One of these cues is confirmation signals such as green tick or smiley face to indicate progression encouraging users to fill out their profile and get comfortable with injecting their personality into their listing.

Airbnb’s comforting language peppered throughout the site like ‘welcome home’ cements these feelings of trust. This shifts it from faceless digital brand to a new friend. This is likely to be a radically different experience for baby boomers than their previous interactions with tech companies.

By participating in something, we change behaviour.

As a marketer, the hardest yet most important task is to encourage participation. Although Gen Y’s may have an active ‘social’ network, personal recommendations are really important to boomers. Airbnb has tapped into their behaviour by giving an incentive of $135 for a successful host referral. While that sort of money sounds insane for acquiring users, Airbnb has instilled trust in it’s hosts and are ready to reward them for recruiting active users.  

How can you delight me? 

Often it’s not obvious, but generosity and subsequent feelings of delight fuels connection. It’s all the seemingly little things your brand can do to make someone feel known, important and that they are getting so much more from having your product in their life.

Airbnb does a fabulous job with design and copy but brings it home with surprising freebies making the brand feel real. One of these features is their offer of professional photography free for every host. This takes the stress out of baby boomer’s minds that they won’t successfully upload beautiful photos and won’t get booked. 

Replacing moments of stress with joy is key to building a thriving business.

Another way Airbnb delights its users is by randomly selecting and featuring them as heroes in their campaigns. In the busiest streets of Australia and around the world, billboards featuring everyday stories of how hosting has helped them achieve their dreams through this unexpected income stream. While this brings a genuine face to the brand, it also builds morale amongst baby boomers who can relate to the faces and stories displayed around the city. 

Dreams stimulate demand

Granted, not all businesses operate in a category as sexy as travel.

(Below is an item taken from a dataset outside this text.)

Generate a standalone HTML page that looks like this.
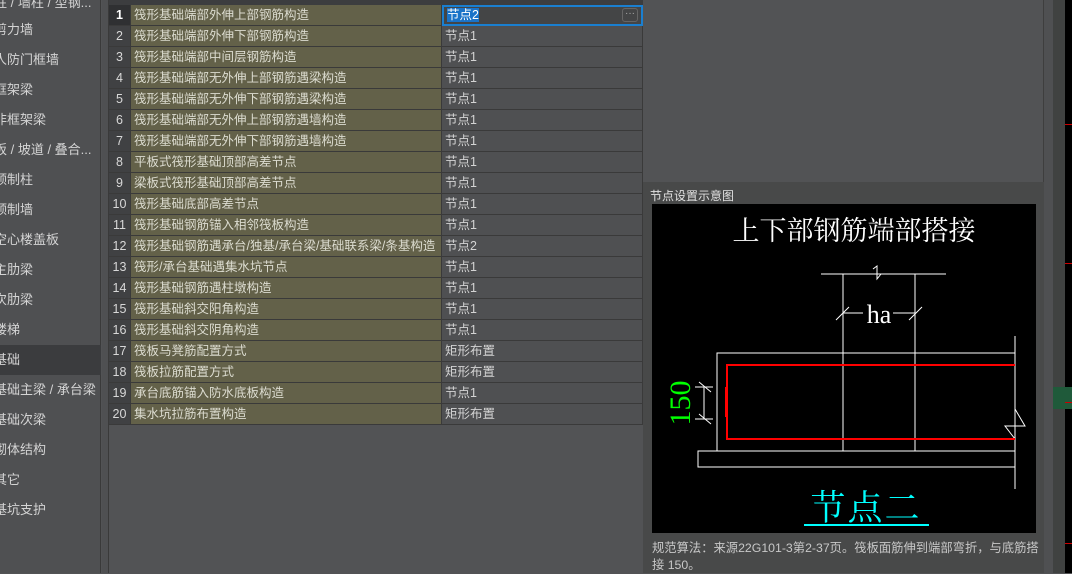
<!DOCTYPE html>
<html><head><meta charset="utf-8"><style>
*{margin:0;padding:0;box-sizing:border-box}
body{width:1072px;height:573px;overflow:hidden;background:#525355;position:relative;font-family:"Liberation Sans","Noto Sans CJK SC",sans-serif;color:#d4d4d4}
.sb{position:absolute;left:0;top:0;width:101px;height:573px;background:#4f5052;border-right:1px solid #3a3a3a}
.sb div{position:absolute;left:-6px;height:30px;line-height:30px;font-size:13px;white-space:nowrap;width:107px;padding-left:0}
.sb .sel{background:#3b3c3e}
.gap{position:absolute;left:102px;top:0;width:7px;height:573px;background:#4f5052;border-right:1px solid #3a3a3a}
.tbl{position:absolute;left:109px;top:0}
.hdr{position:absolute;left:0;top:0;width:534px;height:5px;background:#3c3d3f}
.row{position:absolute;left:0;height:21px;width:534px;font-size:12.5px;line-height:20px}
.row span{position:absolute;top:0;height:21px;border-bottom:1px solid #3a3a3a;border-right:1px solid #3a3a3a}
.n{left:0;width:22px;background:#404143;text-align:center;color:#d8d8d8}
.nm{left:22px;width:311px;background:#636149;padding-left:3px;color:#dcdcd0}
.v{left:333px;width:201px;background:#4f5052;padding-left:3px;color:#d4d4d4}
.rp{position:absolute;left:645px;top:0;width:399px;height:182px;background:#525355;border-right:1px solid #3e3e3e}
.lp{position:absolute;left:643px;top:182px;width:401px;height:391px;background:#484949}
.cap{position:absolute;left:650px;top:187px;font-size:12px;color:#e0e0e0}
.desc{position:absolute;left:652px;top:540px;white-space:nowrap;font-size:12.3px;line-height:17px;color:#c8c8c8}
</style></head><body>
<div class="sb">
<div style="top:-12px">柱 / 墙柱 / 型钢...</div>
<div style="top:15px">剪力墙</div>
<div style="top:45px">人防门框墙</div>
<div style="top:75px">框架梁</div>
<div style="top:105px">非框架梁</div>
<div style="top:135px">板 / 坡道 / 叠合...</div>
<div style="top:165px">预制柱</div>
<div style="top:195px">预制墙</div>
<div style="top:225px">空心楼盖板</div>
<div style="top:255px">主肋梁</div>
<div style="top:285px">次肋梁</div>
<div style="top:315px">楼梯</div>
<div class="sel" style="top:345px">基础</div>
<div style="top:375px">基础主梁 / 承台梁</div>
<div style="top:405px">基础次梁</div>
<div style="top:435px">砌体结构</div>
<div style="top:465px">其它</div>
<div style="top:495px">基坑支护</div>
</div>
<div class="gap"></div>
<div class="tbl">
<div class="hdr"></div>
<div class="row" style="top:5px"><span class="n" style="background:#2f3032;color:#fff;font-weight:bold">1</span><span class="nm">筏形基础端部外伸上部钢筋构造</span><span class="v" style="border:2px solid #1a7fd0;background:#444546;padding-left:3px;line-height:17px"><b style="font-weight:normal;background:#1a73c8;color:#fff">节点2</b><i style="position:absolute;right:3px;top:1px;width:16px;height:14px;border:1px solid #666;border-radius:3px;font-style:normal;font-size:10px;line-height:9px;text-align:center;color:#aaa">···</i></span></div>
<div class="row" style="top:26px"><span class="n">2</span><span class="nm">筏形基础端部外伸下部钢筋构造</span><span class="v">节点1</span></div>
<div class="row" style="top:47px"><span class="n">3</span><span class="nm">筏形基础端部中间层钢筋构造</span><span class="v">节点1</span></div>
<div class="row" style="top:68px"><span class="n">4</span><span class="nm">筏形基础端部无外伸上部钢筋遇梁构造</span><span class="v">节点1</span></div>
<div class="row" style="top:89px"><span class="n">5</span><span class="nm">筏形基础端部无外伸下部钢筋遇梁构造</span><span class="v">节点1</span></div>
<div class="row" style="top:110px"><span class="n">6</span><span class="nm">筏形基础端部无外伸上部钢筋遇墙构造</span><span class="v">节点1</span></div>
<div class="row" style="top:131px"><span class="n">7</span><span class="nm">筏形基础端部无外伸下部钢筋遇墙构造</span><span class="v">节点1</span></div>
<div class="row" style="top:152px"><span class="n">8</span><span class="nm">平板式筏形基础顶部高差节点</span><span class="v">节点1</span></div>
<div class="row" style="top:173px"><span class="n">9</span><span class="nm">梁板式筏形基础顶部高差节点</span><span class="v">节点1</span></div>
<div class="row" style="top:194px"><span class="n">10</span><span class="nm">筏形基础底部高差节点</span><span class="v">节点1</span></div>
<div class="row" style="top:215px"><span class="n">11</span><span class="nm">筏形基础钢筋锚入相邻筏板构造</span><span class="v">节点1</span></div>
<div class="row" style="top:236px"><span class="n">12</span><span class="nm">筏形基础钢筋遇承台/独基/承台梁/基础联系梁/条基构造</span><span class="v">节点2</span></div>
<div class="row" style="top:257px"><span class="n">13</span><span class="nm">筏形/承台基础遇集水坑节点</span><span class="v">节点1</span></div>
<div class="row" style="top:278px"><span class="n">14</span><span class="nm">筏形基础钢筋遇柱墩构造</span><span class="v">节点1</span></div>
<div class="row" style="top:299px"><span class="n">15</span><span class="nm">筏形基础斜交阳角构造</span><span class="v">节点1</span></div>
<div class="row" style="top:320px"><span class="n">16</span><span class="nm">筏形基础斜交阴角构造</span><span class="v">节点1</span></div>
<div class="row" style="top:341px"><span class="n">17</span><span class="nm">筏板马凳筋配置方式</span><span class="v">矩形布置</span></div>
<div class="row" style="top:362px"><span class="n">18</span><span class="nm">筏板拉筋配置方式</span><span class="v">矩形布置</span></div>
<div class="row" style="top:383px"><span class="n">19</span><span class="nm">承台底筋锚入防水底板构造</span><span class="v">节点1</span></div>
<div class="row" style="top:404px"><span class="n">20</span><span class="nm">集水坑拉筋布置构造</span><span class="v">矩形布置</span></div>
</div>
<div class="rp"></div>
<div class="lp"></div>
<div class="cap">节点设置示意图</div>
<svg style="position:absolute;left:652px;top:204px" width="384" height="329" viewBox="0 0 384 329">
<rect width="384" height="329" fill="#000"/>
<text x="202" y="36" text-anchor="middle" font-family="Liberation Serif,'Noto Serif CJK SC',serif" font-size="27" fill="#fff">上下部钢筋端部搭接</text>
<g stroke="#fff" stroke-width="1" fill="none">
<path d="M169 70H294M221 65l4-3v13l4-5M191 70V247M263 70V247"/>
<path d="M191 109H211M241 109H263M184 116l13-13M257 116l13-13"/>
<path d="M65 247V149H363M363 132V285M46 247H363V263H46Z"/>
<path d="M52 183V215M43 183H61M43 215H61M47 178l12 10M47 210l12 10"/>
<path d="M363 205l10 17H353l10 13"/>
</g>
<text x="227" y="119" text-anchor="middle" font-family="Liberation Serif,serif" font-size="26" fill="#fff">ha</text>
<path d="M363 161H75V235H363" stroke="#f00" stroke-width="2" fill="none"/>
<rect x="73" y="183" width="3" height="30" fill="#f00"/>
<text transform="translate(38 199) rotate(-90)" text-anchor="middle" font-family="Liberation Serif,serif" font-size="30" fill="#0f0">150</text>
<text x="214" y="316" text-anchor="middle" font-family="Liberation Serif,'Noto Serif CJK SC',serif" font-size="35" fill="#0ff" letter-spacing="2">节点二</text>
<path d="M152 321H277" stroke="#0ff" stroke-width="2"/>
</svg>
<div class="desc">规范算法：来源22G101-3第2-37页。筏板面筋伸到端部弯折，与底筋搭<br>接 150。</div>
<div style="position:absolute;left:1044px;top:0;width:9px;height:573px;background:#4f5052"></div>
<div style="position:absolute;left:1053px;top:0;width:12px;height:573px;background:#404241"></div>
<div style="position:absolute;left:1065px;top:0;width:7px;height:573px;background:#000"></div>
<div style="position:absolute;left:1053px;top:387px;width:19px;height:22px;background:#1f5a3a"></div>
<div style="position:absolute;left:1065px;top:124px;width:7px;height:1px;background:#c00"></div>
<div style="position:absolute;left:1065px;top:263px;width:7px;height:1px;background:#c00"></div>
<div style="position:absolute;left:1065px;top:402px;width:7px;height:1px;background:#c00"></div>
<div style="position:absolute;left:1065px;top:543px;width:7px;height:1px;background:#c00"></div>
</body></html>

However, pretty much every business can stimulate demand by tapping into dreams. One way Airbnb does this is by inventing weird and wacky categories and promoting them on the market. One example is seasonal discounts on all treehouses and tepees used stimulate demand in typically flatter periods. 

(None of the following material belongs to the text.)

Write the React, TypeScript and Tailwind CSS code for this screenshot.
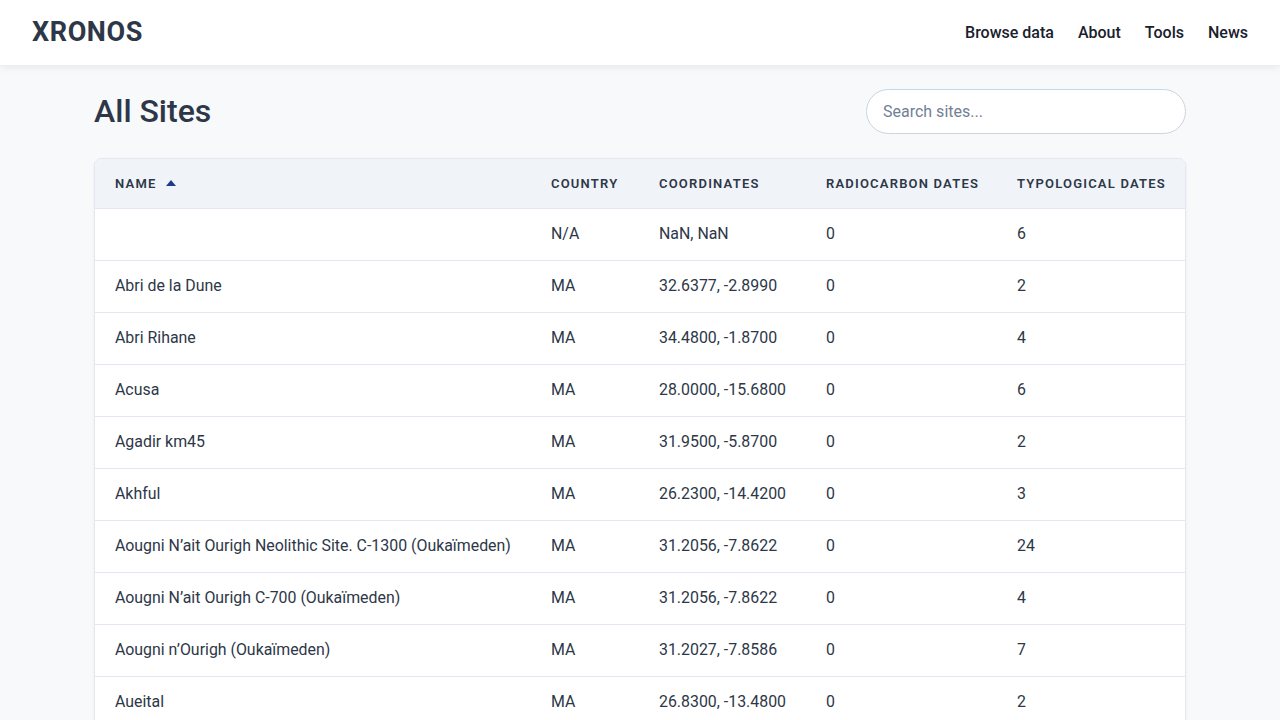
import React, { useState } from 'react';

interface Site {
  name: string;
  country: string;
  coords: string;
  radiocarbon: number;
  typological: number;
}

const sites: Site[] = [
  { name: '', country: 'N/A', coords: 'NaN, NaN', radiocarbon: 0, typological: 6 },
  { name: 'Abri de la Dune', country: 'MA', coords: '32.6377, -2.8990', radiocarbon: 0, typological: 2 },
  { name: 'Abri Rihane', country: 'MA', coords: '34.4800, -1.8700', radiocarbon: 0, typological: 4 },
  { name: 'Acusa', country: 'MA', coords: '28.0000, -15.6800', radiocarbon: 0, typological: 6 },
  { name: 'Agadir km45', country: 'MA', coords: '31.9500, -5.8700', radiocarbon: 0, typological: 2 },
  { name: 'Akhful', country: 'MA', coords: '26.2300, -14.4200', radiocarbon: 0, typological: 3 },
  { name: 'Aougni N\u2019ait Ourigh Neolithic Site. C-1300 (Oukaïmeden)', country: 'MA', coords: '31.2056, -7.8622', radiocarbon: 0, typological: 24 },
  { name: 'Aougni N\u2019ait Ourigh C-700 (Oukaïmeden)', country: 'MA', coords: '31.2056, -7.8622', radiocarbon: 0, typological: 4 },
  { name: 'Aougni n\u2019Ourigh (Oukaïmeden)', country: 'MA', coords: '31.2027, -7.8586', radiocarbon: 0, typological: 7 },
  { name: 'Aueital', country: 'MA', coords: '26.8300, -13.4800', radiocarbon: 0, typological: 2 },
];

export default function App() {
  const [query, setQuery] = useState('');

  const filtered = sites.filter(s => s.name.toLowerCase().includes(query.toLowerCase()));

  return (
    <div className="min-h-screen bg-[#f7f9fb] font-['Roboto',sans-serif] text-[#2d3748]">
      {/* Header */}
      <header className="h-[65px] bg-white shadow-[0_2px_8px_rgba(0,0,0,0.08)] flex items-center justify-between px-8 relative z-10">
        <div className="text-[27px] font-bold tracking-[0.6px] text-[#2d3748]">XRONOS</div>
        <nav className="flex items-center gap-6 text-base font-medium text-[#1a202c]">
          <a href="#">Browse data</a>
          <a href="#">About</a>
          <a href="#">Tools</a>
          <a href="#">News</a>
        </nav>
      </header>

      <main className="w-[1092px] mx-auto pt-6">
        <div className="flex items-center justify-between h-[44px]">
          <h1 className="text-[32px] font-medium text-[#2d3748]">All Sites</h1>
          <input
            value={query}
            onChange={e => setQuery(e.target.value)}
            placeholder="Search sites..."
            className="w-[320px] h-[45px] rounded-full border border-[#cbd5e0] bg-white px-4 text-base placeholder-[#718096] outline-none"
          />
        </div>

        <div className="mt-[25px] bg-white rounded-lg border border-[#e2e8f0] shadow-[0_1px_3px_rgba(0,0,0,0.06)] overflow-hidden">
          <table className="w-full table-fixed border-collapse text-[15.9px]">
            <colgroup>
              <col className="w-[436px]" />
              <col className="w-[108px]" />
              <col className="w-[167px]" />
              <col className="w-[191px]" />
              <col />
            </colgroup>
            <thead>
              <tr className="bg-[#f0f4f8] h-[49px] text-left text-[13px] font-semibold uppercase tracking-[1.2px] text-[#2d3748]">
                <th className="px-5 font-semibold whitespace-nowrap">
                  <span className="inline-flex items-center gap-[9px]">
                    NAME
                    <svg width="10" height="6" viewBox="0 0 10 6"><path d="M5 0 L10 6 L0 6 Z" fill="#1e3a8a" /></svg>
                  </span>
                </th>
                <th className="px-5 font-semibold whitespace-nowrap">Country</th>
                <th className="px-5 font-semibold whitespace-nowrap">Coordinates</th>
                <th className="px-5 font-semibold whitespace-nowrap">Radiocarbon Dates</th>
                <th className="px-5 font-semibold whitespace-nowrap">Typological Dates</th>
              </tr>
            </thead>
            <tbody>
              {filtered.map((s, i) => (
                <tr key={i} className="h-[52px] border-t border-[#e2e8f0] text-[#2d3748]">
                  <td className="px-5 whitespace-nowrap">{s.name}</td>
                  <td className="px-5 whitespace-nowrap">{s.country}</td>
                  <td className="px-5 whitespace-nowrap">{s.coords}</td>
                  <td className="px-5">{s.radiocarbon}</td>
                  <td className="px-5">{s.typological}</td>
                </tr>
              ))}
            </tbody>
          </table>
        </div>
      </main>
    </div>
  );
}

These wacky concepts make people curious and get them to think outside their normal holiday. This tactic works particularly well for baby boomers who have more time on their hands, higher dispensable income and a growing appetite for experiences that are out of the norm. It also is SEO gold as bizarre keywords can grab attention and drive traffic to your website for often quite reasonable prices.


I don’t know about you but ‘20% of tree houses’ perks my interest.

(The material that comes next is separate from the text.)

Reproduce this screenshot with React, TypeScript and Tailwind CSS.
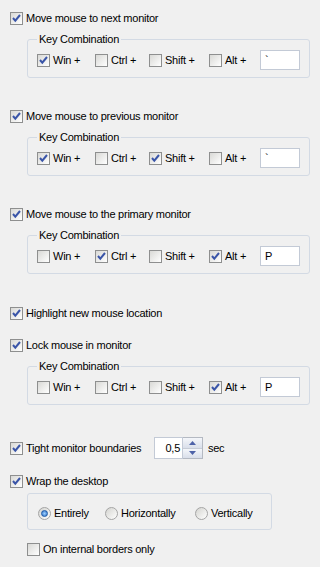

Another way to play with dreams is by being inventive with competitions. Airbnb have done a fabulous job with this by taking unthinkable locations and turning them into a home for the night. My personal favourite was the transformation of Fenway stadium, home of the Boston Red Sox into a liveable space for the night. The couple who won have been married for sixty plus years and were over joyed to spend the night in a place that means the world to them. 

What I’ve learned is that Australian baby boomers are not technophobes. If anything, digital brands need to work a harder to be more human; to create experiences that signal success through simple interactions and create a personality we can trust.